Another advantage of the Comedy Central shows is that they provide meta-coverage. The mainstream media pretends it doesn't exist when it's covering events, even ones such as conventions and rallies that are scripted to death and held mostly for the benefit of the media. They try to be objective by removing themselves, but that can lead to playing along with a campaign's script rather than questioning and probing deeper. Those Comedy Central media mash-ups expose that. Jon Stewart, in effect, is sitting in the back of the audience watching the watchers and reminding us of the things we don't think to see. It's brilliant.

The arb water at sunset

And then there's the history of politics in entertainment. The Smothers Brothers was a short-lived variety show that got kicked off the air when its very clean-cut, straight-edge hosts performed a song protesting the Vietnam War. Professor Parkin described Archie Bunker (of All in the Family) as "the original Stephen Colbert." I haven't seen much of the show, but the first five episodes or so tackle racism, women's rights, and homophobia. This was in 1971. And later, Vice President Dan Quayle attacked a fictional character, Murphy Brown of the show of the same name, for having a child out of wedlock. The show apparently shot back in-universe, although I haven't seen the show so I don't know exactly how that worked.
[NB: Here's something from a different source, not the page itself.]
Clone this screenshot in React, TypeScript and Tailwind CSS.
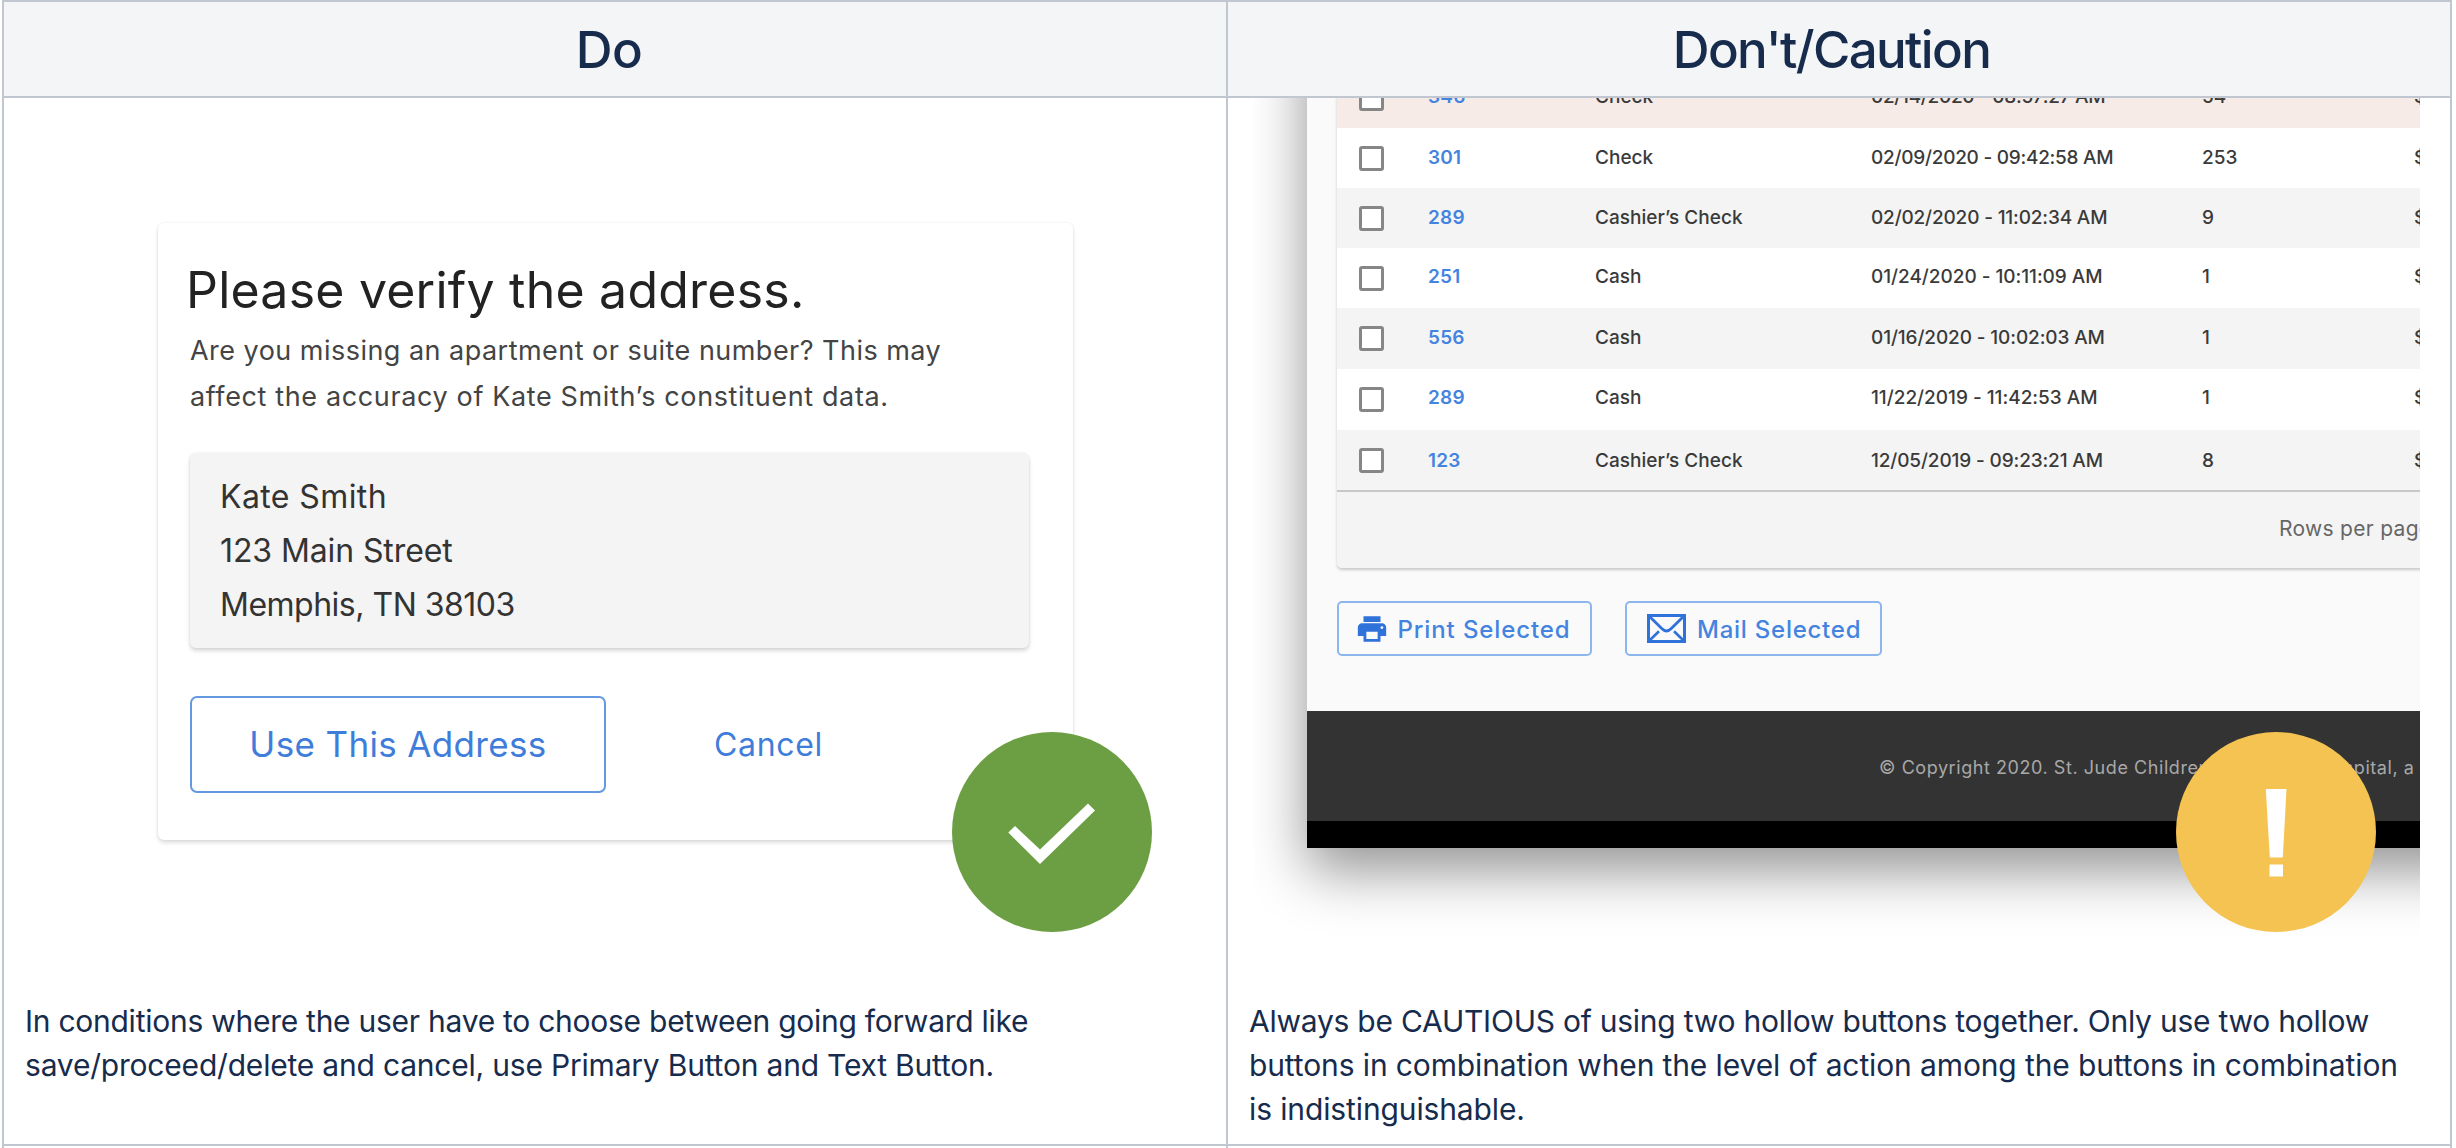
import type { ReactNode } from "react";
import { MdPrint } from "react-icons/md";

type Row = {
  id: string;
  type: string;
  date: string;
  count: string;
  height: string;
  tone: string;
  lift: string;
  dateTracking: string;
};

const rows: Row[] = [
  { id: "346", type: "Check", date: "02/14/2020 - 08:57:27 AM", count: "54", height: "h-[60px]", tone: "bg-[#f6ebe6]", lift: "pb-[2px]", dateTracking: "tracking-[-0.3px]" },
  { id: "301", type: "Check", date: "02/09/2020 - 09:42:58 AM", count: "253", height: "h-[60px]", tone: "bg-white", lift: "pb-0", dateTracking: "tracking-[-0.26px]" },
  { id: "289", type: "Cashier’s Check", date: "02/02/2020 - 11:02:34 AM", count: "9", height: "h-[60px]", tone: "bg-[#f4f4f4]", lift: "pb-0", dateTracking: "tracking-[-0.17px]" },
  { id: "251", type: "Cash", date: "01/24/2020 - 10:11:09 AM", count: "1", height: "h-[60px]", tone: "bg-white", lift: "pb-[2px]", dateTracking: "tracking-[-0.04px]" },
  { id: "556", type: "Cash", date: "01/16/2020 - 10:02:03 AM", count: "1", height: "h-[61px]", tone: "bg-[#f4f4f4]", lift: "pb-[2px]", dateTracking: "tracking-[-0.12px]" },
  { id: "289", type: "Cash", date: "11/22/2019 - 11:42:53 AM", count: "1", height: "h-[61px]", tone: "bg-white", lift: "pb-[3px]", dateTracking: "tracking-[-0.02px]" },
  { id: "123", type: "Cashier’s Check", date: "12/05/2019 - 09:23:21 AM", count: "8", height: "h-[60px]", tone: "bg-[#f4f4f4]", lift: "pt-[1px]", dateTracking: "tracking-[-0.14px]" },
];

function Column({ title, titleClass, picture, badge, children }: { title: string; titleClass: string; picture: ReactNode; badge: ReactNode; children: ReactNode }) {
  return (
    <section className="relative w-[1222px] flex-none">
      <h2 className={`flex h-[96px] items-center justify-center border-b-2 border-[#c1c7d0] bg-[#f4f5f7] text-[51px] font-[450] leading-none ${titleClass}`}>
        {title}
      </h2>
      <div className="relative h-[901px]">
        {picture}
        <div className="absolute left-[948px] top-[633.5px] size-[200px]">{badge}</div>
      </div>
      <div className="h-[145px] whitespace-nowrap pl-[21px] text-[30px] leading-[44px]">{children}</div>
      <div className="h-[2px] bg-[#c1c7d0]" />
    </section>
  );
}

function AddressCard() {
  return (
    <div className="flex h-full pl-[154px] pt-[125px]">
      <div className="h-[617px] w-[915px] rounded-[6px] bg-white pt-[37px] shadow-[0_3px_4px_rgba(0,0,0,0.12),0_0_3px_rgba(0,0,0,0.08)]">
        <h3 className="pl-[28px] text-[50px] leading-[60px] tracking-[0.22px] text-[#222]">Please verify the address.</h3>
        <div className="mt-[8px] whitespace-nowrap pl-[32px] text-[27px] leading-[46px] text-[#444]">
          <p className="tracking-[0.47px]">Are you missing an apartment or suite number? This may</p>
          <p className="tracking-[0.63px]">affect the accuracy of Kate Smith’s constituent data.</p>
        </div>
        <address className="ml-[32px] mt-[33px] h-[195px] w-[839px] rounded-[6px] bg-[#f4f4f4] pl-[30px] pt-[17px] text-[32px] not-italic leading-[54px] text-[#333] shadow-[0_3px_4px_rgba(0,0,0,0.15),0_0_3px_rgba(0,0,0,0.08)]">
          <p className="tracking-[0.4px]">Kate Smith</p>
          <p className="tracking-[-0.1px]">123 Main Street</p>
          <p className="tracking-[-0.5px]">Memphis, TN 38103</p>
        </address>
        <div className="ml-[32px] mt-[48px] flex items-center text-[#3f7ddb]">
          <button className="h-[97px] w-[416px] rounded-[7px] border-2 border-[#6499e2] text-[35px] tracking-[0.35px]">Use This Address</button>
          <button className="ml-[108px] text-[32px] tracking-[0.65px]">Cancel</button>
        </div>
      </div>
    </div>
  );
}

function MailIcon() {
  return (
    <svg viewBox="0 0 39 29" className="h-[29px] w-[39px] flex-none" fill="none" stroke="#2e72da" strokeWidth="3">
      <rect x="1.5" y="1.5" width="36" height="26" />
      <path d="M2.5 2.5 15 14.8Q19.5 19.3 24 14.8L36.5 2.5" strokeWidth="2.8" />
      <path d="M2.5 26.5 12 17.3M36.5 26.5 27 17.3" strokeWidth="2.6" />
    </svg>
  );
}

function ChecksWindow() {
  return (
    <div className="ml-[26px] h-full w-[1166px] overflow-hidden">
      <div className="-mt-[150px] ml-[53px] flex h-[900px] w-[1300px] flex-col bg-[#fafafa] shadow-[0_22px_54px_rgba(0,0,0,0.43)]">
        <div className="ml-[30px] mt-[120px] rounded-b-[5px] shadow-[0_2px_3px_rgba(0,0,0,0.2)]">
          {rows.map((row, i) => (
            <div
              key={i}
              className={`grid grid-cols-[69px_167px_276px_331px_212px_1fr] items-center whitespace-nowrap pl-[22px] text-[19px] font-[450] leading-[24px] text-[#3a3a3a] ${row.height} ${row.tone}`}
            >
              <span className="size-[25px] rounded-[3px] border-[3px] border-[#868686] bg-white" />
              <span className={`font-semibold tracking-[0.2px] text-[#4484e0] ${row.lift}`}>{row.id}</span>
              <span className={`tracking-[0.02px] ${row.lift}`}>{row.type}</span>
              <span className={`${row.dateTracking} ${row.lift}`}>{row.date}</span>
              <span className={row.lift}>{row.count}</span>
              <span className={row.lift}>$</span>
            </div>
          ))}
          <div className="flex h-[78px] items-center whitespace-nowrap rounded-b-[5px] border-t-2 border-[#c8c8c8] bg-[#f4f4f4] pb-[2px] pl-[942px] text-[21px] tracking-[0.3px] text-[#666]">
            Rows per page
          </div>
        </div>
        <div className="ml-[30px] mt-[33px] flex gap-[33px] whitespace-nowrap text-[24px] font-[450] text-[#4484e0]">
          <button className="flex h-[55px] w-[255px] items-center rounded-[5px] border-2 border-[#8db6ee] pl-[16px]">
            <MdPrint className="size-[34px] flex-none text-[#2e72da]" />
            <span className="ml-[8.5px] pt-[2px] tracking-[0.9px]">Print Selected</span>
          </button>
          <button className="flex h-[55px] w-[257px] items-center rounded-[5px] border-2 border-[#8db6ee] pl-[20px]">
            <MailIcon />
            <span className="ml-[11px] pt-[2px] tracking-[0.75px]">Mail Selected</span>
          </button>
        </div>
        <div className="mt-auto flex h-[110px] items-center whitespace-nowrap bg-[#333] pl-[572px] pt-[3px] text-[18px] tracking-[0.56px] text-[#a8a8a8]">
          © Copyright 2020. St. Jude Children’s Research Hospital, a not-for-profit
        </div>
        <div className="h-[27px] bg-black" />
      </div>
    </div>
  );
}

function CheckBadge() {
  return (
    <svg viewBox="0 0 200 200" className="size-full">
      <circle cx="100" cy="100" r="100" fill="#6c9f43" />
      <path d="M56.3 100.5 63 94 88 117.5 136 71.5 143 78.5 88 132Z" fill="#fff" />
    </svg>
  );
}

function CautionBadge() {
  return (
    <svg viewBox="0 0 200 200" className="size-full">
      <circle cx="100" cy="100" r="100" fill="#f5c351" />
      <path d="M89.8 57H110.5L106.8 125.5H93.8ZM93.5 132.5H107V144.5H93.5Z" fill="#fff" />
    </svg>
  );
}

export default function App() {
  return (
    <main className="h-[1148px] w-[2456px] overflow-hidden bg-white pl-[2px] font-['Inter',sans-serif] text-[#172b4d]">
      <div className="w-[2450px] border-t-2 border-[#c1c7d0]">
        <div className="flex h-[1146px] justify-between border-x-2 border-[#c1c7d0]">
          <Column title="Do" titleClass="pr-[12px] tracking-[-0.5px]" picture={<AddressCard />} badge={<CheckBadge />}>
            <p className="tracking-[-0.26px]">In conditions where the user have to choose between going forward like</p>
            <p className="tracking-[-0.2px]">save/proceed/delete and cancel, use Primary Button and Text Button.</p>
          </Column>
          <div className="w-[2px] flex-none bg-[#c1c7d0]" />
          <Column title="Don't/Caution" titleClass="pr-[15px] tracking-[-1.65px]" picture={<ChecksWindow />} badge={<CautionBadge />}>
            <p className="tracking-[-0.24px]">Always be CAUTIOUS of using two hollow buttons together. Only use two hollow</p>
            <p className="tracking-[-0.12px]">buttons in combination when the level of action among the buttons in combination</p>
            <p className="tracking-[-0.12px]">is indistinguishable.</p>
          </Column>
        </div>
      </div>
    </main>
  );
}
I could gush on for hours and doubtless give away a great deal of the class material (why Americans are more accepting of news censorship than other people; what role social media played in the Arab Spring and the Occupy movement; a debate in the style of the British Prime Minister's Questions), but I will come to a close. I'm happy being a psychology major, but every now and then I find myself glancing curiously into the realm of Communications. This class was part of that. It was fascinating.